1. Mark Messier — 957 votes

2. Brian Leetch — 641 votes

3. Mike Richter — 314 votes

4. Wayne Gretzky — 291 votes

5. Henrik Lundqvist — 155 votes

6. Rod Gilbert — 113 votes

There was really only one choice to make here, wasn’t there?

Yes, Rod Gilbert is the franchise leader in goals and points and a Hockey Hall of Famer. Yes, Brian Leetch was the Conn Smythe Trophy winner in 1994 and Mike Richter was the goalie that helped make that Stanley Cup championship happen that year, but Mark Messier was the captain.

Messier’s guarantee the Rangers would win Game 6 of the Eastern Conference Final in 1994 against the New Jersey Devils was the stuff of legend and earned him the nickname of “Messiah.” It was backed up by seeing him score a hat trick and force a legendary Game 7 that was capped off by Stephane Matteau’s double-overtime winner past Martin Brodeur.

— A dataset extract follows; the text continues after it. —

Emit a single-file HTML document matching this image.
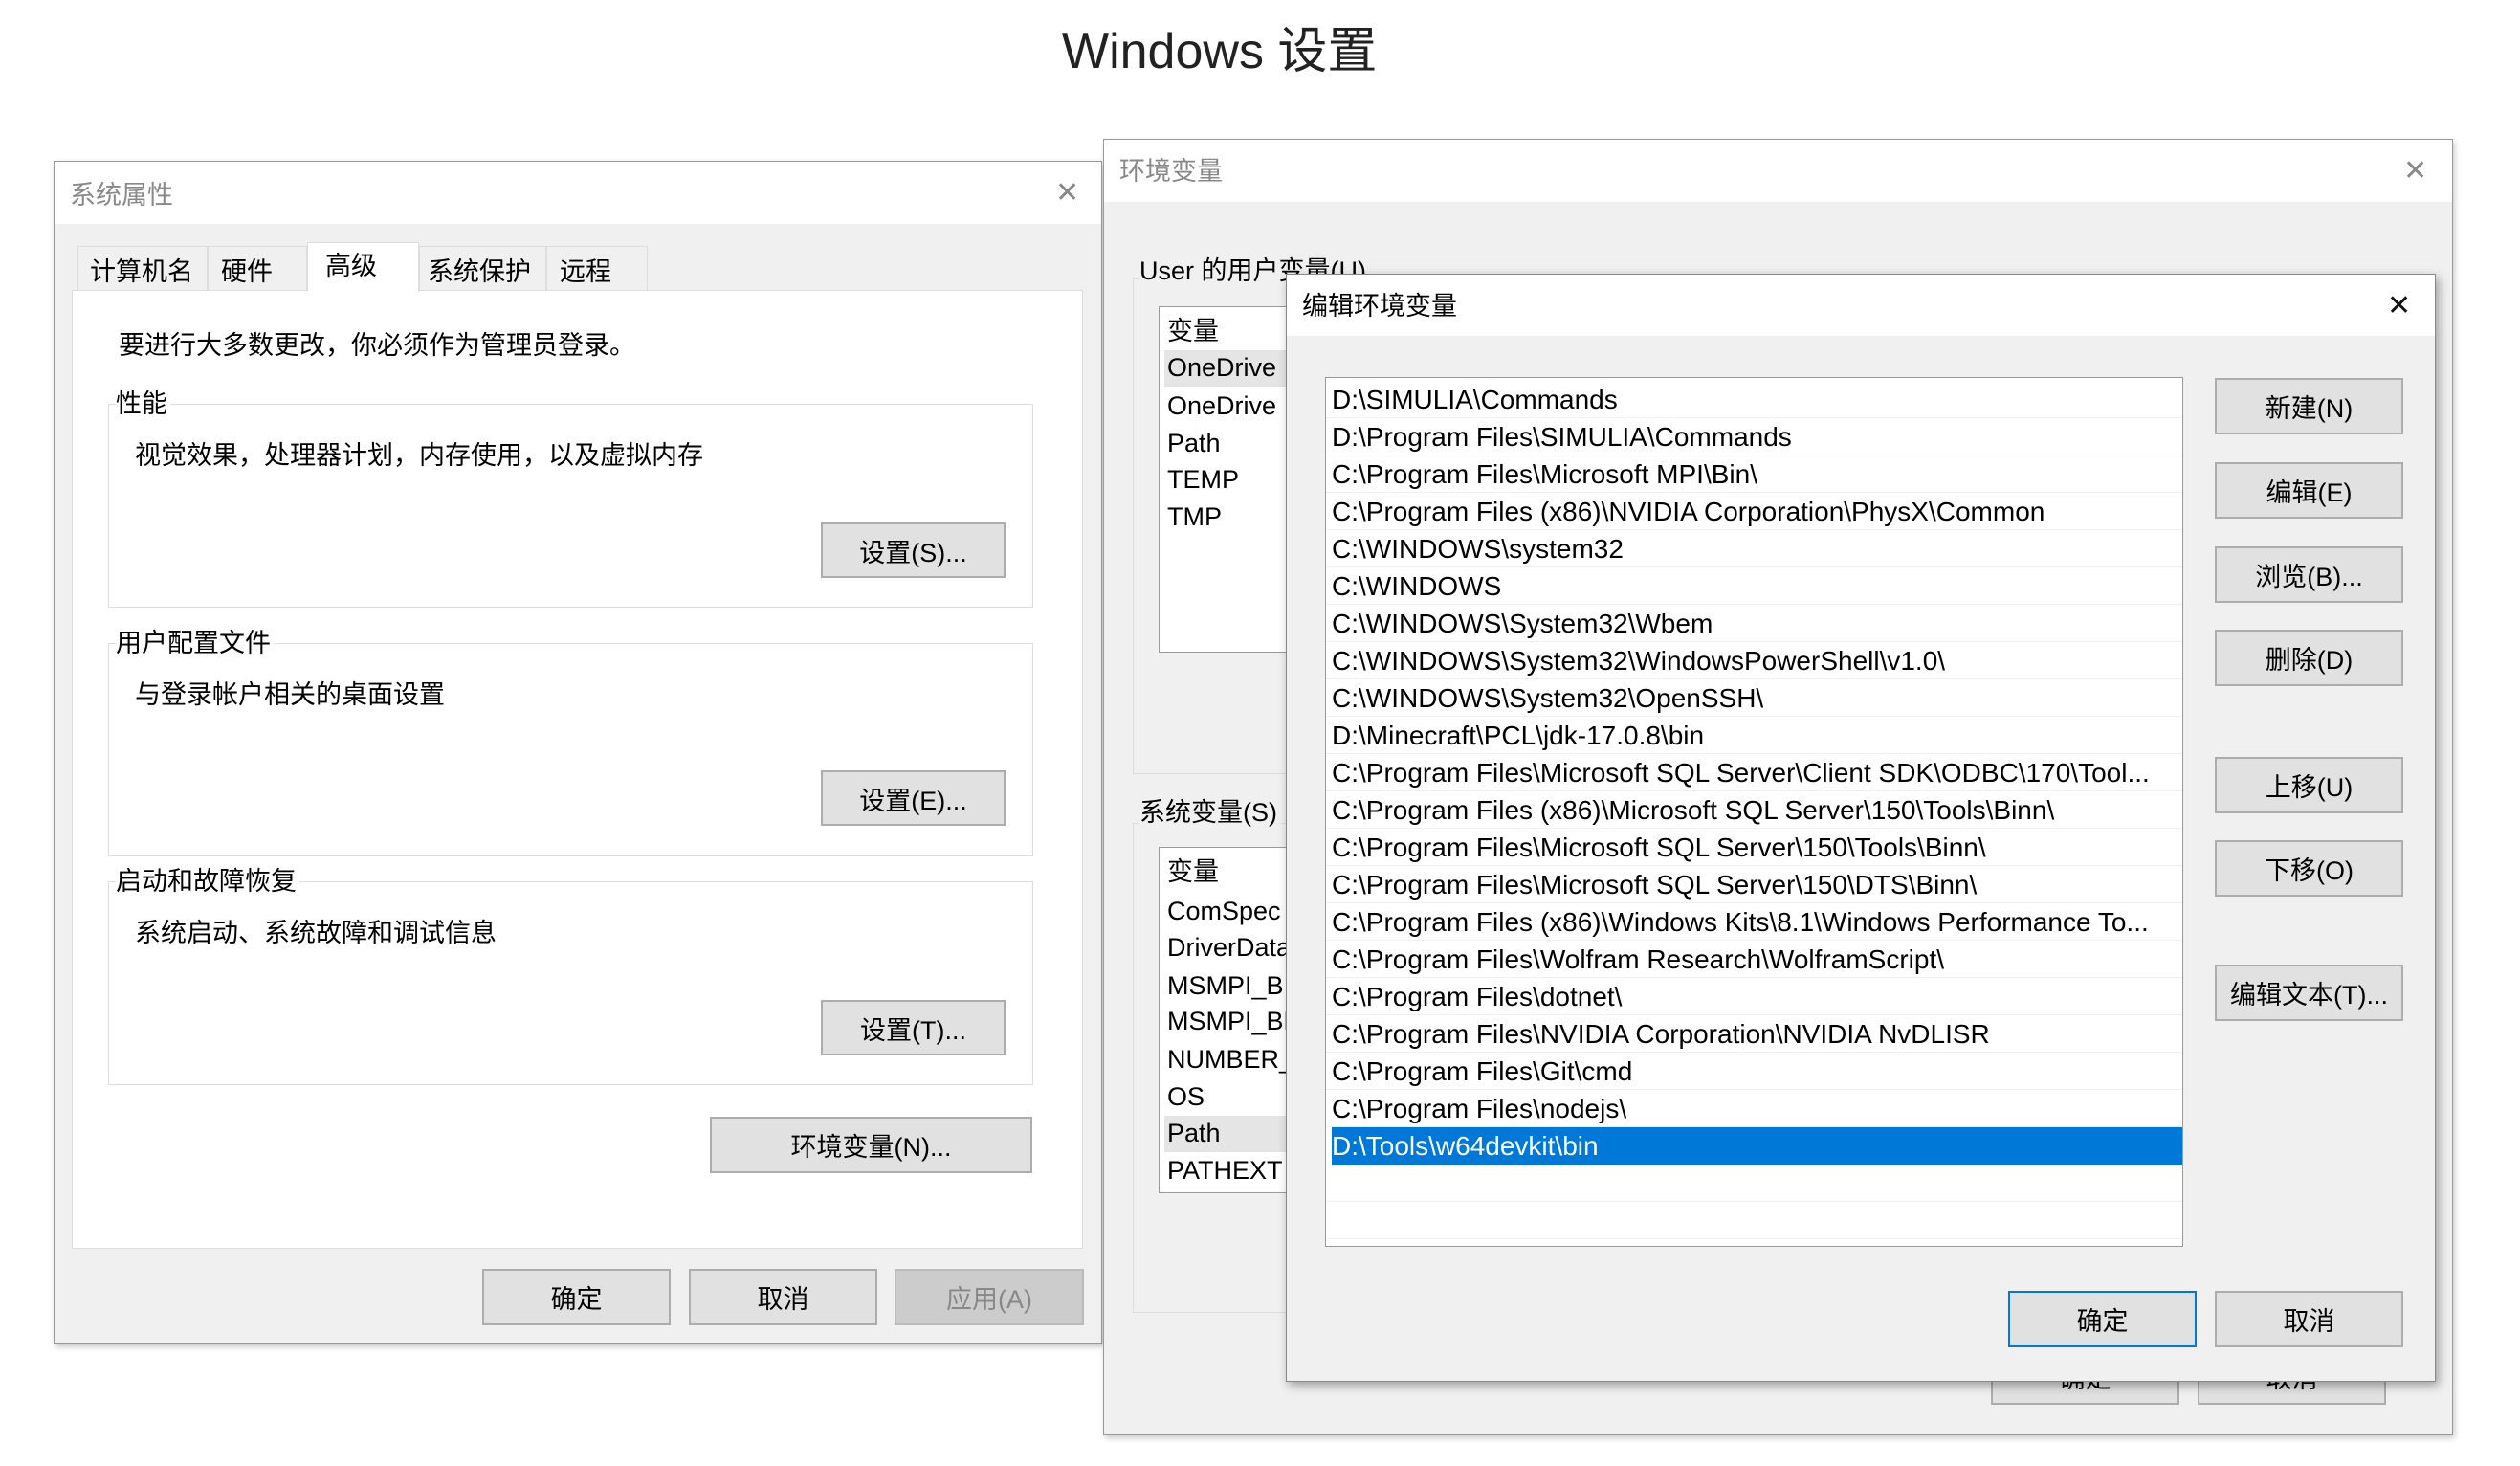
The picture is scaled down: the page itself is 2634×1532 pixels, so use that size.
<!DOCTYPE html>
<html><head><meta charset="utf-8"><style>
*{margin:0;padding:0;box-sizing:border-box}
body{width:2634px;height:1532px;background:#fff;position:relative;overflow:hidden;font-family:"Liberation Sans","Noto Sans CJK SC",sans-serif;color:#000}
.a{position:absolute}
.t{position:absolute;white-space:nowrap;font-size:27px;line-height:1}
.btn{position:absolute;background:#e1e1e1;border:2px solid #adadad;font-size:27px;display:flex;align-items:center;justify-content:center;white-space:nowrap}
.row{position:absolute;left:0;right:0;height:39px;border-bottom:1px solid #f0f0f0;font-size:28px;line-height:39px;padding-left:6px;white-space:nowrap}
.x{position:absolute;font-size:30px;color:#555;line-height:1}
</style></head><body>
<div class="t" style="left:1110px;top:28px;font-size:52px;color:#222">Windows 设置</div>

<!-- System properties -->
<div class="a" style="left:890px;top:168px;width:262px;height:3px;background:#777"></div>
<div class="a" style="left:56px;top:168px;width:1096px;height:1236px;background:#f0f0f0;border:1px solid #999;box-shadow:2px 3px 6px rgba(0,0,0,.25)">
  <div class="a" style="left:0;top:0;right:0;height:65px;background:#fff"></div>
  <div class="t" style="left:16px;top:22px;color:#888">系统属性</div>
  <div class="x" style="left:1046px;top:18px;color:#888">✕</div>
  <div class="a" style="left:24px;top:88px;width:136px;height:47px;border:1px solid #ddd;border-bottom:none;background:#f0f0f0"></div>
  <div class="a" style="left:160px;top:88px;width:104px;height:47px;border:1px solid #ddd;border-bottom:none;background:#f0f0f0"></div>
  <div class="a" style="left:381px;top:88px;width:133px;height:47px;border:1px solid #ddd;border-bottom:none;background:#f0f0f0"></div>
  <div class="a" style="left:514px;top:88px;width:106px;height:47px;border:1px solid #ddd;border-bottom:none;background:#f0f0f0"></div>
  <div class="a" style="left:18px;top:134px;width:1057px;height:1002px;background:#fff;border:1px solid #ddd"></div>
  <div class="a" style="left:264px;top:84px;width:117px;height:52px;background:#fff;border:1px solid #ddd;border-bottom:none"></div>
  <div class="t" style="left:37px;top:102px">计算机名</div>
  <div class="t" style="left:174px;top:102px">硬件</div>
  <div class="t" style="left:283px;top:96px">高级</div>
  <div class="t" style="left:390px;top:102px">系统保护</div>
  <div class="t" style="left:528px;top:102px">远程</div>
  <div class="t" style="left:67px;top:179px">要进行大多数更改，你必须作为管理员登录。</div>
  <div class="a" style="left:56px;top:253px;width:967px;height:213px;border:1px solid #ddd"></div>
  <div class="t" style="left:64px;top:240px;background:#fff;padding-right:3px">性能</div>
  <div class="t" style="left:84px;top:294px">视觉效果，处理器计划，内存使用，以及虚拟内存</div>
  <div class="btn" style="left:801px;top:377px;width:193px;height:58px">设置(S)...</div>
  <div class="a" style="left:56px;top:503px;width:967px;height:223px;border:1px solid #ddd"></div>
  <div class="t" style="left:64px;top:490px;background:#fff;padding-right:3px">用户配置文件</div>
  <div class="t" style="left:84px;top:544px">与登录帐户相关的桌面设置</div>
  <div class="btn" style="left:801px;top:636px;width:193px;height:58px">设置(E)...</div>
  <div class="a" style="left:56px;top:752px;width:967px;height:213px;border:1px solid #ddd"></div>
  <div class="t" style="left:64px;top:739px;background:#fff;padding-right:3px">启动和故障恢复</div>
  <div class="t" style="left:84px;top:793px">系统启动、系统故障和调试信息</div>
  <div class="btn" style="left:801px;top:876px;width:193px;height:58px">设置(T)...</div>
  <div class="btn" style="left:685px;top:998px;width:337px;height:59px">环境变量(N)...</div>
  <div class="btn" style="left:447px;top:1157px;width:197px;height:59px">确定</div>
  <div class="btn" style="left:663px;top:1157px;width:197px;height:59px">取消</div>
  <div class="btn" style="left:878px;top:1157px;width:198px;height:59px;background:#ccc;border-color:#bbb;color:#888">应用(A)</div>
</div>

<!-- Env variables -->
<div class="a" style="left:1153px;top:145px;width:1411px;height:1355px;background:#f0f0f0;border:1px solid #999;box-shadow:2px 3px 6px rgba(0,0,0,.2)">
  <div class="a" style="left:0;top:0;right:0;height:65px;background:#fff"></div>
  <div class="t" style="left:16px;top:20px;color:#888">环境变量</div>
  <div class="x" style="left:1358px;top:18px;color:#888">✕</div>
  <div class="a" style="left:30px;top:145px;width:1360px;height:518px;border:1px solid #ddd"></div>
  <div class="t" style="left:37px;top:124px;background:#f0f0f0;padding-right:3px">User 的用户变量(U)</div>
  <div class="a" style="left:57px;top:174px;width:300px;height:362px;background:#fff;border:1px solid #999">
    <div class="t" style="left:8px;top:12px">变量</div>
    <div class="a" style="left:5px;top:45px;right:0;height:38px;background:#e5e5e5"></div>
    <div class="t" style="left:8px;top:50px">OneDrive</div>
    <div class="t" style="left:8px;top:90px">OneDrive</div>
    <div class="t" style="left:8px;top:129px">Path</div>
    <div class="t" style="left:8px;top:167px">TEMP</div>
    <div class="t" style="left:8px;top:206px">TMP</div>
  </div>
  <div class="a" style="left:30px;top:714px;width:1360px;height:512px;border:1px solid #ddd"></div>
  <div class="t" style="left:37px;top:690px;background:#f0f0f0;padding-right:3px">系统变量(S)</div>
  <div class="a" style="left:57px;top:739px;width:300px;height:362px;background:#fff;border:1px solid #999">
    <div class="t" style="left:8px;top:12px">变量</div>
    <div class="t" style="left:8px;top:53px">ComSpec</div>
    <div class="t" style="left:8px;top:91px">DriverData</div>
    <div class="t" style="left:8px;top:131px">MSMPI_BIN</div>
    <div class="t" style="left:8px;top:168px">MSMPI_BENCH</div>
    <div class="t" style="left:8px;top:208px">NUMBER_</div>
    <div class="t" style="left:8px;top:247px">OS</div>
    <div class="a" style="left:5px;top:280px;right:0;height:38px;background:#e5e5e5"></div>
    <div class="t" style="left:8px;top:285px">Path</div>
    <div class="t" style="left:8px;top:324px">PATHEXT</div>
  </div>
  <div class="btn" style="left:927px;top:1262px;width:197px;height:60px">确定</div>
  <div class="btn" style="left:1143px;top:1262px;width:197px;height:60px">取消</div>
</div>

<!-- Edit env -->
<div class="a" style="left:1344px;top:286px;width:1202px;height:1158px;background:#f0f0f0;border:1px solid #888;box-shadow:3px 4px 10px rgba(0,0,0,.35)">
  <div class="a" style="left:0;top:0;right:0;height:64px;background:#fff"></div>
  <div class="t" style="left:16px;top:20px">编辑环境变量</div>
  <div class="x" style="left:1150px;top:18px;color:#111">✕</div>
  <div class="a" style="left:40px;top:107px;width:897px;height:909px;background:#fff;border:1px solid #999;overflow:hidden">
    <div style="position:relative;top:3px;height:900px">
      <div class="row" style="top:0">D:\SIMULIA\Commands</div>
      <div class="row" style="top:39px">D:\Program Files\SIMULIA\Commands</div>
      <div class="row" style="top:78px">C:\Program Files\Microsoft MPI\Bin\</div>
      <div class="row" style="top:117px">C:\Program Files (x86)\NVIDIA Corporation\PhysX\Common</div>
      <div class="row" style="top:156px">C:\WINDOWS\system32</div>
      <div class="row" style="top:195px">C:\WINDOWS</div>
      <div class="row" style="top:234px">C:\WINDOWS\System32\Wbem</div>
      <div class="row" style="top:273px">C:\WINDOWS\System32\WindowsPowerShell\v1.0\</div>
      <div class="row" style="top:312px">C:\WINDOWS\System32\OpenSSH\</div>
      <div class="row" style="top:351px">D:\Minecraft\PCL\jdk-17.0.8\bin</div>
      <div class="row" style="top:390px">C:\Program Files\Microsoft SQL Server\Client SDK\ODBC\170\Tool...</div>
      <div class="row" style="top:429px">C:\Program Files (x86)\Microsoft SQL Server\150\Tools\Binn\</div>
      <div class="row" style="top:468px">C:\Program Files\Microsoft SQL Server\150\Tools\Binn\</div>
      <div class="row" style="top:507px">C:\Program Files\Microsoft SQL Server\150\DTS\Binn\</div>
      <div class="row" style="top:546px">C:\Program Files (x86)\Windows Kits\8.1\Windows Performance To...</div>
      <div class="row" style="top:585px">C:\Program Files\Wolfram Research\WolframScript\</div>
      <div class="row" style="top:624px">C:\Program Files\dotnet\</div>
      <div class="row" style="top:663px">C:\Program Files\NVIDIA Corporation\NVIDIA NvDLISR</div>
      <div class="row" style="top:702px">C:\Program Files\Git\cmd</div>
      <div class="row" style="top:741px">C:\Program Files\nodejs\</div>
      <div class="row" style="top:780px;left:6px;background:#0078d7;color:#fff;padding-left:0;border:none">D:\Tools\w64devkit\bin</div>
      <div class="row" style="top:819px"></div>
      <div class="row" style="top:858px"></div>
    </div>
  </div>
  <div class="btn" style="left:970px;top:108px;width:197px;height:59px">新建(N)</div>
  <div class="btn" style="left:970px;top:196px;width:197px;height:59px">编辑(E)</div>
  <div class="btn" style="left:970px;top:284px;width:197px;height:59px">浏览(B)...</div>
  <div class="btn" style="left:970px;top:371px;width:197px;height:59px">删除(D)</div>
  <div class="btn" style="left:970px;top:504px;width:197px;height:59px">上移(U)</div>
  <div class="btn" style="left:970px;top:591px;width:197px;height:59px">下移(O)</div>
  <div class="btn" style="left:970px;top:721px;width:197px;height:59px">编辑文本(T)...</div>
  <div class="btn" style="left:754px;top:1062px;width:197px;height:59px;border-color:#0078d7">确定</div>
  <div class="btn" style="left:970px;top:1062px;width:197px;height:59px">取消</div>
</div>
</body></html>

What seemed to by mythology about Messier’s leadership came to fruition as the Rangers battled back against New Jersey and then slipped past Pavel Bure’s Vancouver Canucks in seven games in the Final. Hell, Messier even has his own award he dishes out annually for leadership based not upon the five Stanley Cups he won in Edmonton but the one he got in New York.

Wayne Gretzky had a fine final run with the Rangers and perhaps the best of Henrik Lundqvist’s legacy is yet to come in Manhattan, but when you think of the Rangers it’s Messier’s face taking the Cup from Gary Bettman that’s forever emblematic of the franchise.